Addressing the building layers (site, structure, skin, services, space plan and "stuff") through a logical sequence of chapters, to get the most out of this book deserves a thorough read rather than a surface glance. The deeply referenced & illustrated, entertaining chapters span:

Flow- introduction and the time dimension; Shearing Layers- of the different rates of change in buildings; "Nobody Cares What You Do In There": The Low Road- easy adaptation in cheap buildings; Houseproud: The High Road- refined adaptation in long-lasting sustained-purpose buildings; Magazine Architecture: No Road- where tenants needs ignored for photo-aesthetics; Unreal estate- and markets sever continuity in buildings; Preservation: A Quiet, Popularist, Conservative, Victorious Revolution- to address incontinuity and frustrate innovators; The Romance of Maintenance- and preservation; Vernacular: How Buildings Learn from Each Other- and respect for design wisdom of older buildings; Function Melts Form: Satisficing Home and Office; The Scenario-buffered Building; and Built for Change- imagining buildings inviting adaption.

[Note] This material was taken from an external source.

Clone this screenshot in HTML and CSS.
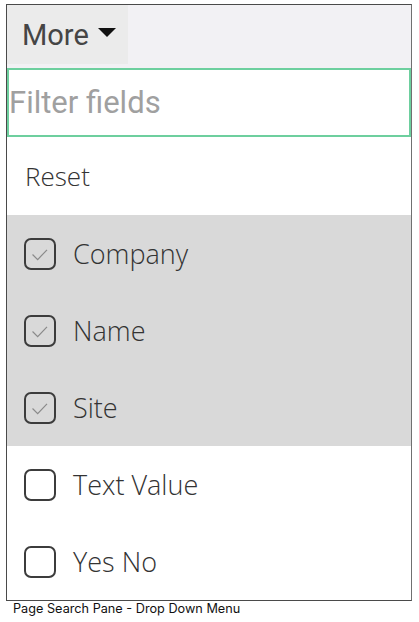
FILE: index.html
```html
<!DOCTYPE html>
<html>
<head>
<meta charset="utf-8">
<link rel="stylesheet" href="styles.css">
</head>
<body>
<div class="pane">
  <div class="header">
    <div class="more">More <span class="caret"></span></div>
  </div>
  <div class="filter"><span class="placeholder">Filter fields</span></div>
  <div class="row reset">Reset</div>
  <div class="row checked"><span class="box"><svg viewBox="0 0 30 30" width="30" height="30"><path d="M7 15.5 L12.5 21 L22.5 10.5" fill="none" stroke="#8a8a8a" stroke-width="1.3"/></svg></span>Company</div>
  <div class="row checked"><span class="box"><svg viewBox="0 0 30 30" width="30" height="30"><path d="M7 15.5 L12.5 21 L22.5 10.5" fill="none" stroke="#8a8a8a" stroke-width="1.3"/></svg></span>Name</div>
  <div class="row checked"><span class="box"><svg viewBox="0 0 30 30" width="30" height="30"><path d="M7 15.5 L12.5 21 L22.5 10.5" fill="none" stroke="#8a8a8a" stroke-width="1.3"/></svg></span>Site</div>
  <div class="row"><span class="box"></span>Text Value</div>
  <div class="row"><span class="box"></span>Yes No</div>
</div>
<div class="caption">Page Search Pane - Drop Down Menu</div>
</body>
</html>
```
FILE: styles.css
```css
html, body { margin: 0; padding: 0; background: #fff; }
.pane {
  margin: 4px 0 0 6px;
  width: 404px;
  border: 1px solid #4a4a4a;
  border-right-color: #707070;
  display: flex;
  flex-direction: column;
}
.header {
  height: 63px;
  background: #f2f1f4;
  display: flex;
}
.more {
  width: 121px;
  height: 59px;
  background: #ebebeb;
  display: flex;
  align-items: center;
  padding-left: 15px;
  box-sizing: border-box;
  font-family: Roboto, "Liberation Sans", sans-serif;
  font-size: 29px;
  color: #454545;
}
.caret {
  display: inline-block;
  width: 0; height: 0;
  border-left: 9px solid transparent;
  border-right: 9px solid transparent;
  border-top: 9px solid #111;
  margin-left: 9px;
  margin-top: -4px;
}
.filter {
  height: 69px;
  border: 2px solid #6dcf9e;
  box-sizing: border-box;
  display: flex;
  align-items: center;
  padding-left: 0;
  font-family: Roboto, "Liberation Sans", sans-serif;
  font-size: 31px;
  color: #a0a0a0;
}
.row {
  height: 77px;
  display: flex;
  align-items: center;
  font-family: "Open Sans", "Noto Sans", sans-serif;
  font-weight: 350;
  font-size: 27px;
  color: #333;
  padding-left: 17px;
}
.reset { height: 78px; padding-left: 18px; font-size: 26px; }
.checked { background: #d9d9d9; }
.box {
  width: 32px; height: 32px;
  border: 2px solid #3c3c3c;
  border-radius: 7px;
  box-sizing: border-box;
  margin-right: 17px;
  display: flex;
  align-items: center;
  justify-content: center;
}
.box svg { display: block; }
.caption {
  font-family: Inter, "Liberation Sans", sans-serif;
  font-size: 12.7px;
  color: #111;
  padding: 0 0 0 13px;
}
```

Strengths include: the great depth of reference material, illustrations and evidence; easy-readability; an insiders' window on the international world of architects and civil engineers; and suitability for wide audience including lay-people interested in the built-environment and society, as well as complex systems architects (hard engineering or software development).

Rarely the text becomes a bit rambling (more sidebars or bulleted lists?) and repetitive with unsupported assertions- but that is the only negative. Improvements could include an additional chapter cross-referencing (learning from?) `adaptive systems', `scenario planning' etc.. from the other professions that explicitly use these approaches to develop longer-term customer-centric complex adaptive systems.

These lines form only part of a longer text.